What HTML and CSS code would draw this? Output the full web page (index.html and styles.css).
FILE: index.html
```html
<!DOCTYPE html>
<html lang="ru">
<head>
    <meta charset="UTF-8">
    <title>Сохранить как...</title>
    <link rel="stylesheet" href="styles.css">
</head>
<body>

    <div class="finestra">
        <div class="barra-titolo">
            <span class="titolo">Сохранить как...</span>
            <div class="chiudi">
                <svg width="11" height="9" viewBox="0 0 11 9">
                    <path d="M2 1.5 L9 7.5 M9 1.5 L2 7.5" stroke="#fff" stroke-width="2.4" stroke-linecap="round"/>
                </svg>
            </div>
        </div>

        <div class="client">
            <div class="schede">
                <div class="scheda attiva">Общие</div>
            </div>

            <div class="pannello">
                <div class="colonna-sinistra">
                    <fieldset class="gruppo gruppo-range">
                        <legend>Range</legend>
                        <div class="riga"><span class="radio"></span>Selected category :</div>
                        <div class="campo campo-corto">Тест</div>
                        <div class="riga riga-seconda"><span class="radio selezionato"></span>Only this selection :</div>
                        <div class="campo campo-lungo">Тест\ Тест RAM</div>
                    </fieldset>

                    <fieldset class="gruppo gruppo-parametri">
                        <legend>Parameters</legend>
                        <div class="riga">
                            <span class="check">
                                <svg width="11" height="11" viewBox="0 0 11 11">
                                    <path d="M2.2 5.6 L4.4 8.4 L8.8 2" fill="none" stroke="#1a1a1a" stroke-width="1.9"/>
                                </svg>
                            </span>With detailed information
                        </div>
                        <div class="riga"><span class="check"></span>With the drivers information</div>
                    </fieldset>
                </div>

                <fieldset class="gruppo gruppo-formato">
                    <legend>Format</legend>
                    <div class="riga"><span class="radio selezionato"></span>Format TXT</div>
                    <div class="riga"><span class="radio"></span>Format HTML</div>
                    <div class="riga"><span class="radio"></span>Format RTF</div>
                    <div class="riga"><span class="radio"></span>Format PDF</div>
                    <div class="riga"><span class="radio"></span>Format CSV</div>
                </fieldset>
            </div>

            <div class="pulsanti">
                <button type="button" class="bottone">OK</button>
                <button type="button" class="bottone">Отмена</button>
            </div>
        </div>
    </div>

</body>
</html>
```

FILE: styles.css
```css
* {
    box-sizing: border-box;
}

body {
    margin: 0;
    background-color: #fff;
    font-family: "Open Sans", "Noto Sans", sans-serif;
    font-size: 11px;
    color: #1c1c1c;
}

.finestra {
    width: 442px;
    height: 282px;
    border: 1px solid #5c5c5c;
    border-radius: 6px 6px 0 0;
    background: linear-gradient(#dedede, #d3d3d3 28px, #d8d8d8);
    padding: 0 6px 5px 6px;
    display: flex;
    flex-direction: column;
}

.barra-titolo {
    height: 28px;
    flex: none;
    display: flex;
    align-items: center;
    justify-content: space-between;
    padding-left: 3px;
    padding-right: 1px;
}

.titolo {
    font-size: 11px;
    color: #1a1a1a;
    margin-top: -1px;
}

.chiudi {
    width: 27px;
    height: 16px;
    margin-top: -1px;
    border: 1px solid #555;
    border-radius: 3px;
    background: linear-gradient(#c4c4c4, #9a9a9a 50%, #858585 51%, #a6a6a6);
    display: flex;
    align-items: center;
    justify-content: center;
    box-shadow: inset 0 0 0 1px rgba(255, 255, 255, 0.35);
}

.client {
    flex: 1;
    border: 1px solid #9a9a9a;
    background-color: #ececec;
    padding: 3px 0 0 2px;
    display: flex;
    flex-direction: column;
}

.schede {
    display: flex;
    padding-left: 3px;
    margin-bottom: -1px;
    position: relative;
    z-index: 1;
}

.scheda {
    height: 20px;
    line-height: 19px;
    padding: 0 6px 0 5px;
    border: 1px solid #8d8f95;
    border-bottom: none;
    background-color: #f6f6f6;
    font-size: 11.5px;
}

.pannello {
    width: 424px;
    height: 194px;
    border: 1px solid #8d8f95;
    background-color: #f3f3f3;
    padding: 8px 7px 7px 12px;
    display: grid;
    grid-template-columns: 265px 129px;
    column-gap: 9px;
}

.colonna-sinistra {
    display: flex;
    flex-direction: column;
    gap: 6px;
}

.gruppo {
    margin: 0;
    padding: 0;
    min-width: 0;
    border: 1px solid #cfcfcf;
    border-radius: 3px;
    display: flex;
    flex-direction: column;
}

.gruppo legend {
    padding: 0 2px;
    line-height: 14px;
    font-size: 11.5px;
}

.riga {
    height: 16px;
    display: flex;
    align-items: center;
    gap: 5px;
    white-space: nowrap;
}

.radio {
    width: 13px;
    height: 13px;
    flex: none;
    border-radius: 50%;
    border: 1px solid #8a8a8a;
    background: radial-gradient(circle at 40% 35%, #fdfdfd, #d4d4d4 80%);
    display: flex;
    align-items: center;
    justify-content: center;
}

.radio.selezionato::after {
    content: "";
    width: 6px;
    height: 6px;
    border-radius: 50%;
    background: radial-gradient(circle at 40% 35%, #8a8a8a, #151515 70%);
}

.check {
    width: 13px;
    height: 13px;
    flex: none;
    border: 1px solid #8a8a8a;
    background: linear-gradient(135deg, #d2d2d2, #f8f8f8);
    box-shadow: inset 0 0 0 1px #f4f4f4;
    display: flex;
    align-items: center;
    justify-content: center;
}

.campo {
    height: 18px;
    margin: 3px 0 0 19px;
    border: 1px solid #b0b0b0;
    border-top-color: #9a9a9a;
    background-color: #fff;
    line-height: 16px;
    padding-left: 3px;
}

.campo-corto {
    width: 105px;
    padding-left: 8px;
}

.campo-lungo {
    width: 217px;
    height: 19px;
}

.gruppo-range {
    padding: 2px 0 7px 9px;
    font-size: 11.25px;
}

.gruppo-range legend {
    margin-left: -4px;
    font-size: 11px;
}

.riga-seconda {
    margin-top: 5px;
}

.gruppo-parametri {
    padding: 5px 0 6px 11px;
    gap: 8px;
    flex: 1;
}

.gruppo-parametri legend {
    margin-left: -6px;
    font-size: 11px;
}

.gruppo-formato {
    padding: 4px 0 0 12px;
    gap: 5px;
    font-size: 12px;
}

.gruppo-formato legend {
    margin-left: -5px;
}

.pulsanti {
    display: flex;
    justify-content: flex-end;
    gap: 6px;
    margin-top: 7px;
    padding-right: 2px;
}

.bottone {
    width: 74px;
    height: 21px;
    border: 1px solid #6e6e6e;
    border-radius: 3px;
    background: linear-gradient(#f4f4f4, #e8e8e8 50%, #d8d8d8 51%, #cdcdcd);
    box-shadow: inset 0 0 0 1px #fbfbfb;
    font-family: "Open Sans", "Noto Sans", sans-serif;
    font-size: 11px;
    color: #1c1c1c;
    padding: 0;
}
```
- - -
• [What you need to do] Write the entire listing out again, word for word.

• [Reply]
What HTML and CSS code would draw this? Output the full web page (index.html and styles.css).
FILE: index.html
```html
<!DOCTYPE html>
<html lang="ru">
<head>
    <meta charset="UTF-8">
    <title>Сохранить как...</title>
    <link rel="stylesheet" href="styles.css">
</head>
<body>

    <div class="finestra">
        <div class="barra-titolo">
            <span class="titolo">Сохранить как...</span>
            <div class="chiudi">
                <svg width="11" height="9" viewBox="0 0 11 9">
                    <path d="M2 1.5 L9 7.5 M9 1.5 L2 7.5" stroke="#fff" stroke-width="2.4" stroke-linecap="round"/>
                </svg>
            </div>
        </div>

        <div class="client">
            <div class="schede">
                <div class="scheda attiva">Общие</div>
            </div>

            <div class="pannello">
                <div class="colonna-sinistra">
                    <fieldset class="gruppo gruppo-range">
                        <legend>Range</legend>
                        <div class="riga"><span class="radio"></span>Selected category :</div>
                        <div class="campo campo-corto">Тест</div>
                        <div class="riga riga-seconda"><span class="radio selezionato"></span>Only this selection :</div>
                        <div class="campo campo-lungo">Тест\ Тест RAM</div>
                    </fieldset>

                    <fieldset class="gruppo gruppo-parametri">
                        <legend>Parameters</legend>
                        <div class="riga">
                            <span class="check">
                                <svg width="11" height="11" viewBox="0 0 11 11">
                                    <path d="M2.2 5.6 L4.4 8.4 L8.8 2" fill="none" stroke="#1a1a1a" stroke-width="1.9"/>
                                </svg>
                            </span>With detailed information
                        </div>
                        <div class="riga"><span class="check"></span>With the drivers information</div>
                    </fieldset>
                </div>

                <fieldset class="gruppo gruppo-formato">
                    <legend>Format</legend>
                    <div class="riga"><span class="radio selezionato"></span>Format TXT</div>
                    <div class="riga"><span class="radio"></span>Format HTML</div>
                    <div class="riga"><span class="radio"></span>Format RTF</div>
                    <div class="riga"><span class="radio"></span>Format PDF</div>
                    <div class="riga"><span class="radio"></span>Format CSV</div>
                </fieldset>
            </div>

            <div class="pulsanti">
                <button type="button" class="bottone">OK</button>
                <button type="button" class="bottone">Отмена</button>
            </div>
        </div>
    </div>

</body>
</html>
```

FILE: styles.css
```css
* {
    box-sizing: border-box;
}

body {
    margin: 0;
    background-color: #fff;
    font-family: "Open Sans", "Noto Sans", sans-serif;
    font-size: 11px;
    color: #1c1c1c;
}

.finestra {
    width: 442px;
    height: 282px;
    border: 1px solid #5c5c5c;
    border-radius: 6px 6px 0 0;
    background: linear-gradient(#dedede, #d3d3d3 28px, #d8d8d8);
    padding: 0 6px 5px 6px;
    display: flex;
    flex-direction: column;
}

.barra-titolo {
    height: 28px;
    flex: none;
    display: flex;
    align-items: center;
    justify-content: space-between;
    padding-left: 3px;
    padding-right: 1px;
}

.titolo {
    font-size: 11px;
    color: #1a1a1a;
    margin-top: -1px;
}

.chiudi {
    width: 27px;
    height: 16px;
    margin-top: -1px;
    border: 1px solid #555;
    border-radius: 3px;
    background: linear-gradient(#c4c4c4, #9a9a9a 50%, #858585 51%, #a6a6a6);
    display: flex;
    align-items: center;
    justify-content: center;
    box-shadow: inset 0 0 0 1px rgba(255, 255, 255, 0.35);
}

.client {
    flex: 1;
    border: 1px solid #9a9a9a;
    background-color: #ececec;
    padding: 3px 0 0 2px;
    display: flex;
    flex-direction: column;
}

.schede {
    display: flex;
    padding-left: 3px;
    margin-bottom: -1px;
    position: relative;
    z-index: 1;
}

.scheda {
    height: 20px;
    line-height: 19px;
    padding: 0 6px 0 5px;
    border: 1px solid #8d8f95;
    border-bottom: none;
    background-color: #f6f6f6;
    font-size: 11.5px;
}

.pannello {
    width: 424px;
    height: 194px;
    border: 1px solid #8d8f95;
    background-color: #f3f3f3;
    padding: 8px 7px 7px 12px;
    display: grid;
    grid-template-columns: 265px 129px;
    column-gap: 9px;
}

.colonna-sinistra {
    display: flex;
    flex-direction: column;
    gap: 6px;
}

.gruppo {
    margin: 0;
    padding: 0;
    min-width: 0;
    border: 1px solid #cfcfcf;
    border-radius: 3px;
    display: flex;
    flex-direction: column;
}

.gruppo legend {
    padding: 0 2px;
    line-height: 14px;
    font-size: 11.5px;
}

.riga {
    height: 16px;
    display: flex;
    align-items: center;
    gap: 5px;
    white-space: nowrap;
}

.radio {
    width: 13px;
    height: 13px;
    flex: none;
    border-radius: 50%;
    border: 1px solid #8a8a8a;
    background: radial-gradient(circle at 40% 35%, #fdfdfd, #d4d4d4 80%);
    display: flex;
    align-items: center;
    justify-content: center;
}

.radio.selezionato::after {
    content: "";
    width: 6px;
    height: 6px;
    border-radius: 50%;
    background: radial-gradient(circle at 40% 35%, #8a8a8a, #151515 70%);
}

.check {
    width: 13px;
    height: 13px;
    flex: none;
    border: 1px solid #8a8a8a;
    background: linear-gradient(135deg, #d2d2d2, #f8f8f8);
    box-shadow: inset 0 0 0 1px #f4f4f4;
    display: flex;
    align-items: center;
    justify-content: center;
}

.campo {
    height: 18px;
    margin: 3px 0 0 19px;
    border: 1px solid #b0b0b0;
    border-top-color: #9a9a9a;
    background-color: #fff;
    line-height: 16px;
    padding-left: 3px;
}

.campo-corto {
    width: 105px;
    padding-left: 8px;
}

.campo-lungo {
    width: 217px;
    height: 19px;
}

.gruppo-range {
    padding: 2px 0 7px 9px;
    font-size: 11.25px;
}

.gruppo-range legend {
    margin-left: -4px;
    font-size: 11px;
}

.riga-seconda {
    margin-top: 5px;
}

.gruppo-parametri {
    padding: 5px 0 6px 11px;
    gap: 8px;
    flex: 1;
}

.gruppo-parametri legend {
    margin-left: -6px;
    font-size: 11px;
}

.gruppo-formato {
    padding: 4px 0 0 12px;
    gap: 5px;
    font-size: 12px;
}

.gruppo-formato legend {
    margin-left: -5px;
}

.pulsanti {
    display: flex;
    justify-content: flex-end;
    gap: 6px;
    margin-top: 7px;
    padding-right: 2px;
}

.bottone {
    width: 74px;
    height: 21px;
    border: 1px solid #6e6e6e;
    border-radius: 3px;
    background: linear-gradient(#f4f4f4, #e8e8e8 50%, #d8d8d8 51%, #cdcdcd);
    box-shadow: inset 0 0 0 1px #fbfbfb;
    font-family: "Open Sans", "Noto Sans", sans-serif;
    font-size: 11px;
    color: #1c1c1c;
    padding: 0;
}
```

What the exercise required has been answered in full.